Gesu’ spiazza

Meditiamo nei vangeli come Gesù leggeva le Scritture. Cogliendone il senso, in modo innovativo e fulminante proprio restando sensatamente molto attento alle parole usate dalle Scritture. Così rileva che Davide aveva già intuito un Dio uno ma non mono: dice il Signore al mio Signore.
Dunque sì cogliere il senso e non la mera forma ma anche non ridurre a mera forma un senso profondo che, almeno nel cammino di conversione, si potrà tendenzialmente cogliere.
È il problema che emerge nel non indurci in tentazione: Gesù insegna a chiedere ogni bene spirituale, umano, materiale e anche insegna che Dio non ci darà nulla che ci possa fare male, che prende il buono profondo delle nostre preghiere, ci insegna a chiedere cose buone. Una lettura intellettualista non coglie il senso complessivo del Padre Nostro ma viviseziona le singole parole estrapolate dal contesto. E può finire per risolvere allora il problema pragmaticamente, cambiando le parole del testo. Ogni cosa nasce dalla centratura sempre più profonda in Gesù, Dio e uomo, nel suo discernere, superando filosofie e culture più terrene. Il dono è aprire un varco sempre nuovo nella nostra mentalità, intuire che Cristo porta oltre, imparare in Lui da tutti, spesso dai piccoli. Quindi qui troviamo stimoli ad uscire dal razionalismo, dalla cultura dei meri ruoli, delle mere competenze, dei tecnicismi, per entrare nella ricerca autentica del vero: immaginiamo un profeta in antropologia teologica? Il razionalismo-tecnicismo sta svuotando la società conducendola al crollo. La competenza specifica non è svilita ma arricchita in questa ricerca integrale e comune.
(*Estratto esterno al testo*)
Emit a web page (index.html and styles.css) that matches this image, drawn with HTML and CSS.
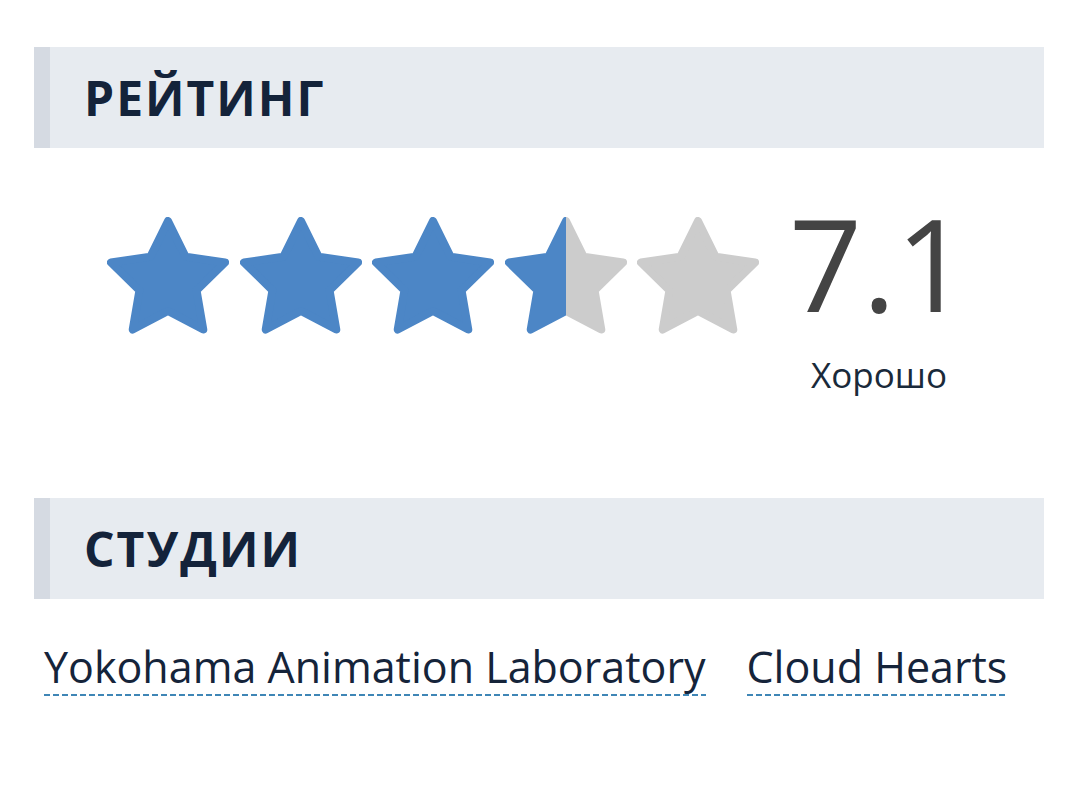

La questione del Messale stesso si può dunque leggere in modo sempre nuovo in Gesù in questa direzione. E la direzione di Cristo spiazza meri conservatori e meri novatori perché Lui è l’alfa e l’omega. Ci induce a tornare a Lui, al vangelo, sempre più profondamente. Come vediamo nel suo stesso leggere le Scritture.
“E nessuno mette vino nuovo in otri vecchi; altrimenti il vino nuovo spacca gli otri, si versa fuori e gli otri vanno perduti. Il vino nuovo bisogna metterlo in otri nuovi. Nessuno poi che beve il vino vecchio desidera il nuovo, perché dice: Il vecchio è buono!” (Lc 5, 37-39). Significativamente questa parabola viene talora letta intendendo che siccome bisogna mettere il vino nuovo in otri nuovi nell’ultima frase Gesù mostra comprensione per chi fatica in questo rinnovamento essendo attaccato al vino vecchio. Ma Gesù non disprezza le cose davvero buone (χρηστός può forse indicare: il vecchio è quello buono). Lui è il vero vino vecchio e il vero vino nuovo. Nel vecchio di Gesù vi è l’infinito nuovo, il suo amore meraviglioso sempre da scoprire. Com’è diverso anche qui leggere con una logica astrattamente consequenziale o cercando di lasciarsi portare nel senso profondo della parabola.